Commodity outlook: Agriculture’s sunny forecast for 2024
The latest Rabobank agribusiness outlook is out, and unexpected seasonal conditions have Australian agriculture positioned for a strong year.
Unexpected seasonal conditions including summer rainfall and lower input costs have positioned agriculture for a strong 2024.
But global dynamics and issues surrounding freight could still plague the industry throughout the year.
The latest Rabobank agribusiness outlook, published today, reports a combination of “better than expected” seasonal conditions and a softening in farming input costs had injected the sector with confidence.
RaboResearch general manager Australia and New Zealand Stefan Vogel said Australia’s grains and livestock industries stood to gain the most from a boost in moisture levels.
“The rain fell on most of the eastern half of Australia, and the impact was while those who had flooding had issues, on the larger scale it brought confidence back into the sectors,” Mr Vogel said.
He said sheep producers in particular now had the option to hold on to lighter lambs with grass feed to carry stock through for the heavier lamb market and its price premium.
“Good rain in November already brought some relief, and that’s really helping to get the cattle market to the point where there’s no need to reduce stock, and producers can focus on producing cattle again,” Mr Vogel said.
While well-timed rain at winter sowing was still needed to carry the grains industry through, boosted soil moisture profiles had injected a sense of optimism into Australia’s grains industry.
A combination of lower input costs and a return to the 10-year average for commodity prices would work to further improve the outlook for producers this season, Mr Vogel said.

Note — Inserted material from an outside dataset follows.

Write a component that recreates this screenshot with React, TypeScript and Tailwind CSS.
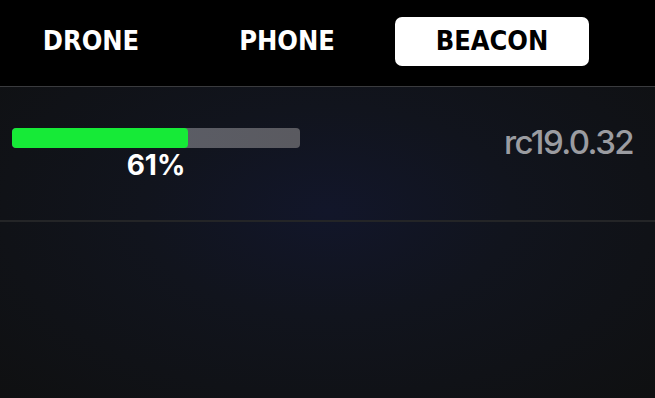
const TABS = [
  { label: 'DRONE', cls: 'w-[182px]' },
  { label: 'PHONE', cls: 'ml-[8px] w-[194px]' },
  { label: 'BEACON', cls: 'ml-[11px] w-[194px]' },
];

export default function App() {
  const active = 'BEACON';
  const pct = 61;

  return (
    <div className="flex h-[398px] w-[655px] flex-col overflow-hidden bg-[#0f1012]">
      <div className="flex h-[86px] items-center bg-black pb-[3px]">
        {TABS.map(t => (
          <div
            key={t.label}
            className={`${t.cls} flex h-[49px] items-center justify-center rounded-[7px] text-[27px] font-bold ${
              active === t.label ? 'bg-white text-black' : 'text-white'
            }`}
            style={{ fontFamily: '"DejaVu Sans Condensed", "DejaVu Sans", sans-serif', fontStretch: 'condensed' }}
          >
            {t.label}
          </div>
        ))}
      </div>
      <div className="h-px bg-[#3a3b3e]" />
      <div className="relative flex-1 bg-[radial-gradient(ellipse_at_50%_40%,#12162a_0%,#11141d_40%,#0f1011_100%)]">
        <div className="flex h-[133px] items-start justify-between px-[12px] pt-[41px]">
          <div className="flex w-[288px] flex-col items-center">
            <div className="h-[20px] w-full overflow-hidden rounded-[4px] bg-gradient-to-r from-[#5c606c] to-[#5a5a60]">
              <div className="h-full rounded-[4px] bg-[#16ea37]" style={{ width: `${pct}%` }} />
            </div>
            <div className="mt-[1px] text-[28px] font-bold leading-[32px] text-white" style={{ fontFamily: 'Inter, sans-serif' }}>
              {pct}%
            </div>
          </div>
          <div className="-mt-[6px] mr-[10px] text-[33px] font-medium leading-[40px] tracking-[-1.6px] text-[#9b9ca1]" style={{ fontFamily: 'Inter, sans-serif' }}>
            rc19.0.32
          </div>
        </div>
        <div className="h-[2px] bg-[#242527]" />
      </div>
    </div>
  );
}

The Rabobank report forecast local nitrogen fertiliser costs would decline by 10 to 20 per cent and phosphate by 10 to 15 per cent this year compared with 2023 prices.
And the Australian market could still face headwinds from international consumer price pressures affecting demand for Australian produce.
And a predicted plateau in interest rate rises could further improve the outlook.
“2022 was the year of strong increases in rates, 2023 we saw a little more balance, and 2024 will be the year it’ll plateau for most of the year,” Mr Vogel said.
“We expect a rate cut perhaps late this year, and it’ll depend on whether consumer prices continue to decline.”